Image: NASA/Swift/P. Brown, TAMU
Astronomers expect SN 2014J to continue brightening into the first week of February, by which time it may be visible from Earth with binoculars. M82, also known as the Cigar Galaxy, is located in the constellation Ursa Major and is a popular target for small telescopes. M82 is undergoing a powerful episode of star formation that makes it many times brighter than our own Milky Way galaxy and accounts for its unusual and photogenic appearance.
"We are delighted to use Swift's built-in, near-immediate response capability to make early, frequent, and continuing observations of this new supernova, which is the closest supernova that has occurred in the last 20 years," said John Nousek, director of the Mission Operations Center and a professor of astronomy and astrophysics at Penn State.
Michael Siegel, senior research scientist on the Swift team at Penn State, said "Swift is especially well-suited to studying supernovae, since we can study them in the optical, ultraviolet and X-ray wavelengths at the earliest stages, when you can learn the most about the physics. Over the nine years of the mission, we have observed about 200 supernovae. Each one is amazing, but this one is particularly fascinating because it is behind a thick wall of dust and because it is so close to us."
To make the most of the M82 supernova event, astronomers have planned observations with the NASA/ESA Hubble Space Telescope, NASA's Chandra X-ray Observatory, the Nuclear Spectroscopic Telescope Array (NuSTAR), and the Fermi Gamma-ray Space Telescope, in addition to the Swift Observatory.
On Jan. 22, just a day after the explosion was discovered, Swift's Ultraviolet/Optical Telescope (UVOT) captured the supernova and its host galaxy. "This UV image of M82, with its new supernova, is likely to be one of the iconic images from the entire Swift mission, using Swift's unique UVOT instrument to combine the UV bright filaments of the galaxy with the brilliant light of the exploding supernova," Nousek said. "The UVOT has unique wide-field imaging capabilities that allow us to follow the UV light curve of the supernova and also to make dramatic combined images of the galaxy along with the extraordinary radiation from the supernova in its heart."
Swift's Ultraviolet/Optical Telescope is lead by Penn State, with crucial support from the Mullard Space Sciences Lab in the United Kingdom and NASA's Goddard Space Flight Center. Remarkably, SN 2014J can be seen on images taken up to a week before anyone noticed its presence. It was only when Steve Fossey and his students at the University of London Observatory imaged the galaxy during a brief workshop that the supernova came to light.
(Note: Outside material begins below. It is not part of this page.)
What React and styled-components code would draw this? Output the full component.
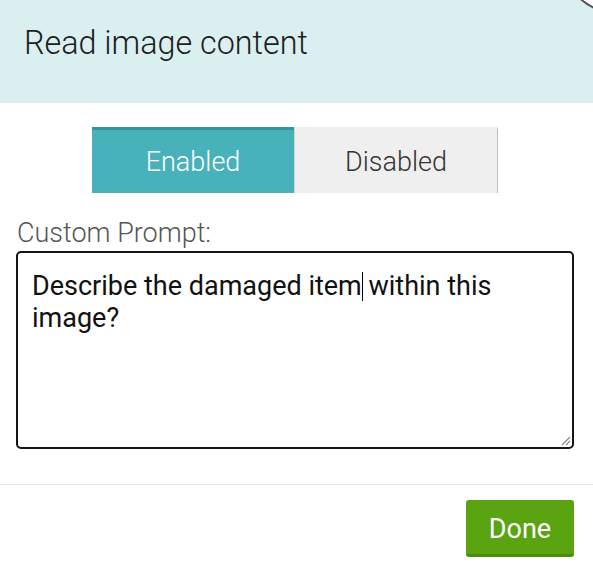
import React from "react";
import styled, { createGlobalStyle } from "styled-components";

const Global = createGlobalStyle`
  html, body {
    margin: 0;
    padding: 0;
    background: #fff;
    font-family: Roboto, "Liberation Sans", sans-serif;
  }
`;

const Dialog = styled.div`
  position: relative;
  width: 593px;
  height: 569px;
  overflow: hidden;
  background: #fff;
`;

const Header = styled.div`
  height: 103px;
  box-sizing: border-box;
  padding: 24px 24px 0;
  background: #daeff0;
`;

const Title = styled.h2`
  margin: 0;
  font-size: 32.3px;
  font-weight: 300;
  line-height: 38px;
  color: #1d1d1d;
`;

const CloseCircle = styled.div`
  position: absolute;
  box-sizing: border-box;
  top: -102px;
  right: -83px;
  width: 116px;
  height: 116px;
  border-radius: 50%;
  background: #fff;
  border: 2px solid #555;
`;

const Body = styled.div`
  padding: 24px 16px 0;
`;

const Toggle = styled.div`
  display: flex;
  justify-content: center;
  padding-right: 3px;
`;

const Tab = styled.div`
  box-sizing: border-box;
  width: ${p => (p.$active ? 202 : 204)}px;
  height: 66px;
  display: flex;
  align-items: center;
  justify-content: center;
  font-size: 27px;
  font-weight: 300;
  background: ${p => (p.$active ? "#48b2bb" : "#efefef")};
  color: ${p => (p.$active ? "#fff" : "#333")};
  border-top: 3px solid ${p => (p.$active ? "#3a9198" : "#efefef")};
  border-left: ${p => (p.$active ? "none" : "1px solid #d2d2d2")};
  border-right: ${p => (p.$active ? "none" : "1px solid #bcbcbc")};
`;

const Label = styled.div`
  margin-top: 24px;
  padding-left: 1px;
  font-size: 27px;
  font-weight: 300;
  color: #555;
  line-height: 32px;
`;

const Prompt = styled.div`
  position: relative;
  margin-top: 2px;
  width: 558px;
  height: 198px;
  box-sizing: border-box;
  border: 2px solid #151515;
  border-radius: 5px;
  padding: 17px 20px 0 14px;
  font-size: 27px;
  line-height: 32px;
  color: #111;
`;

const Caret = styled.span`
  display: inline-block;
  width: 1px;
  height: 29px;
  margin-right: -1px;
  vertical-align: -6px;
  background: #000;
`;

const Grip = styled.svg`
  position: absolute;
  right: 1px;
  bottom: 1px;
`;

const Divider = styled.hr`
  margin: 35px 0 0;
  border: none;
  border-top: 1px solid #e6e6e6;
`;

const Footer = styled.div`
  display: flex;
  justify-content: flex-end;
  padding: 15px 19px 0;
`;

const Button = styled.button`
  width: 108px;
  height: 57px;
  border: none;
  border-bottom: 3px solid #4a8a0c;
  border-radius: 3px;
  background: #5aa412;
  color: #fff;
  font-family: Roboto, "Liberation Sans", sans-serif;
  font-size: 27px;
  padding: 3px 0 0;
`;

export default function App() {
  return (
    <Dialog>
      <Global />
      <Header>
        <Title>Read image content</Title>
      </Header>
      <CloseCircle />
      <Body>
        <Toggle>
          <Tab $active>Enabled</Tab>
          <Tab>Disabled</Tab>
        </Toggle>
        <Label>Custom Prompt:</Label>
        <Prompt>
          Describe the damaged item<Caret /> within this image?
          <Grip width="12" height="12" viewBox="0 0 12 12">
            <path d="M11 3 L3 11 M11 7 L7 11" stroke="#888" strokeWidth="1.2" />
          </Grip>
        </Prompt>
      </Body>
      <Divider />
      <Footer>
        <Button>Done</Button>
      </Footer>
    </Dialog>
  );
}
"Finding and publicizing new supernova discoveries is often the weak link in obtaining rapid observations, but once we know about it, Swift frequently can observe a new object within hours," said Neil Gehrels, the mission's principal investigator at NASA's Goddard Space Flight Center.
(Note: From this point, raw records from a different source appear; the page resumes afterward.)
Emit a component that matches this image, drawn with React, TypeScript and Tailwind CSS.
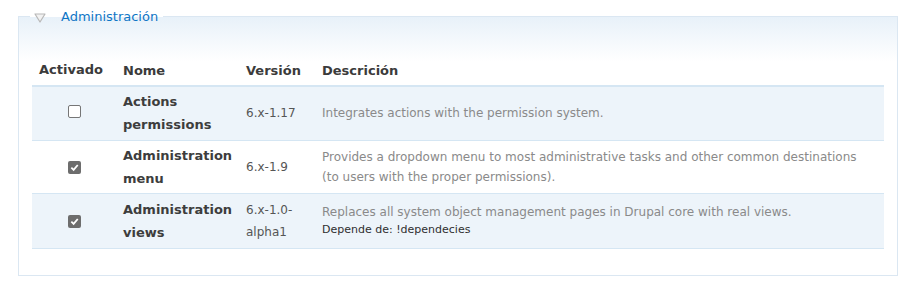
import React from "react";

const rows = [
  {
    checked: false,
    name: ["Actions", "permissions"],
    version: "6.x-1.17",
    desc: "Integrates actions with the permission system.",
    dep: null as string | null,
    bg: "bg-[#edf4fa]",
  },
  {
    checked: true,
    name: ["Administration", "menu"],
    version: "6.x-1.9",
    desc: "Provides a dropdown menu to most administrative tasks and other common destinations (to users with the proper permissions).",
    dep: null,
    bg: "bg-white",
  },
  {
    checked: true,
    name: ["Administration", "views"],
    version: "6.x-1.0-alpha1",
    desc: "Replaces all system object management pages in Drupal core with real views.",
    dep: "Depende de: !dependecies",
    bg: "bg-[#edf4fa]",
  },
];

function Checkbox({ checked }: { checked: boolean }) {
  if (checked) {
    return (
      <span className="inline-flex h-[13px] w-[13px] items-center justify-center rounded-[2px] bg-[#6d6d6d]">
        <svg width="9" height="9" viewBox="0 0 10 10">
          <path d="M1.5 5.2 L4 7.6 L8.6 2.2" fill="none" stroke="white" strokeWidth="2" />
        </svg>
      </span>
    );
  }
  return <span className="inline-block h-[13px] w-[13px] rounded-[2px] border border-[#767676] bg-white" />;
}

export default function App() {
  return (
    <div className="bg-white w-[916px] h-[288px] pt-[7px] px-[18px]" style={{ fontFamily: '"DejaVu Sans", Verdana, sans-serif' }}>
      <fieldset className="m-0 w-[880px] h-[269px] border border-[#dbe7f2] bg-[linear-gradient(to_bottom,#e8f1f9_0px,#ffffff_45px,#ffffff_100%)] px-[13px] pb-0 pt-0">
        <legend className="-ml-[2px] flex items-center px-[2px]">
          <svg width="12" height="10" viewBox="0 0 12 10" className="ml-[2px] mr-[15px] mt-[2px]">
            <path d="M1 1 L11 1 L6 9 Z" fill="#f2f2f2" stroke="#b8b8b8" strokeWidth="1.2" strokeLinejoin="round" />
          </svg>
          <span className="text-[13px] text-[#0f76c6] pr-[3px]">Administración</span>
        </legend>
        <table className="mt-[31px] w-[852px] border-collapse text-[12px]">
          <thead>
            <tr className="border-b-[2px] border-[#d5e6f3]">
              <th className="h-[28px] w-[91px] pl-[7px] pb-[2px] text-left align-middle text-[13px] font-bold text-[#3b3b3b]">Activado</th>
              <th className="w-[123px] pl-0 text-left text-[13px] font-bold text-[#3b3b3b]">Nome</th>
              <th className="w-[76px] text-left text-[13px] font-bold text-[#3b3b3b]">Versión</th>
              <th className="text-left text-[13px] font-bold text-[#3b3b3b]">Descrición</th>
            </tr>
          </thead>
          <tbody>
            {rows.map((r, i) => (
              <tr key={i} className={`${r.bg} border-b border-[#d5e6f3]`}>
                <td className={`${i === 1 ? "h-[53px]" : "h-[55px]"} text-center align-middle pr-[7px]`}>
                  <span className="relative top-[1px] inline-flex">
                    <Checkbox checked={r.checked} />
                  </span>
                </td>
                <td className="align-middle text-[13px] font-bold leading-[23px] text-[#3d3d3d]">
                  {r.name[0]}
                  <br />
                  {r.name[1]}
                </td>
                <td className="align-middle leading-[22px] text-[#555] pr-[4px]">
                  {r.version.includes("alpha") ? (
                    <>
                      6.x-1.0-
                      <br />
                      alpha1
                    </>
                  ) : (
                    r.version
                  )}
                </td>
                <td className="align-middle pr-[10px] leading-[20px] text-[#8a8a8a]">
                  {r.dep ? (
                    <div className="-mt-[2px]">
                      <div>{r.desc}</div>
                      <div className="text-[11px] leading-[16px] text-[#2f2f2f]">{r.dep}</div>
                    </div>
                  ) : (
                    r.desc
                  )}
                </td>
              </tr>
            ))}
          </tbody>
        </table>
      </fieldset>
    </div>
  );
}
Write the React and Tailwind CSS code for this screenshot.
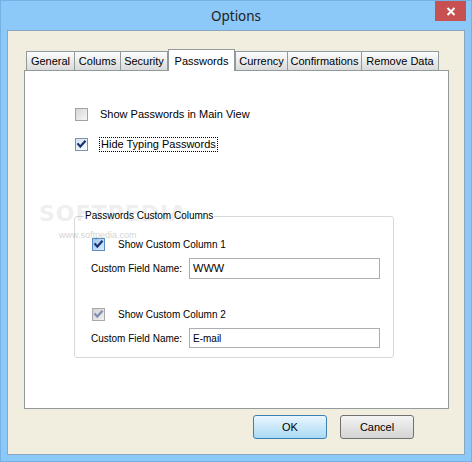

Although the explosion is unusually close, the supernova's light is diluted by thick dust clouds in its galaxy, which may slightly reduce its apparent peak brightness.
"Interstellar dust preferentially scatters blue light, which is why Swift's UVOT sees SN 2014J brightly in visible and near-ultraviolet light but barely at all at mid-ultraviolet wavelengths," said Peter Brown, astrophysicist at Texas A&M University who leads a team using Swift to obtain ultraviolet observations of supernovae.
Brown notes that X-rays have never been conclusively observed from a type Ia supernova, so a detection by Swift's X-ray Telescope, Chandra, or NuSTAR would be significant, as would a Fermi detection of high-energy gamma rays.
The total destruction of a white dwarf star by one of two possible scenarios results in a type Ia supernova. In one, the white dwarf orbits a normal star, pulls a stream of matter from it, and gains mass until it reaches a critical threshold and explodes. In the other, the blast begins when two white dwarfs in a binary system eventually spiral inward and collide.
Either way, the explosion produces a superheated shell of plasma that expands outward into space at tens of millions of miles an hour. Short-lived radioactive elements formed during the blast keep the shell hot as it expands. The interplay between the shell's size, transparency and radioactive heating determines when the supernova reaches peak brightness.
This super-close supernova provides astronomers with an important opportunity to study how interstellar dust affects its light. As a class, type Ia supernovae explode with remarkably similar intrinsic brightness, a property that makes them useful "standard candles" -- some say "standard bombs" -- for exploring the distant universe.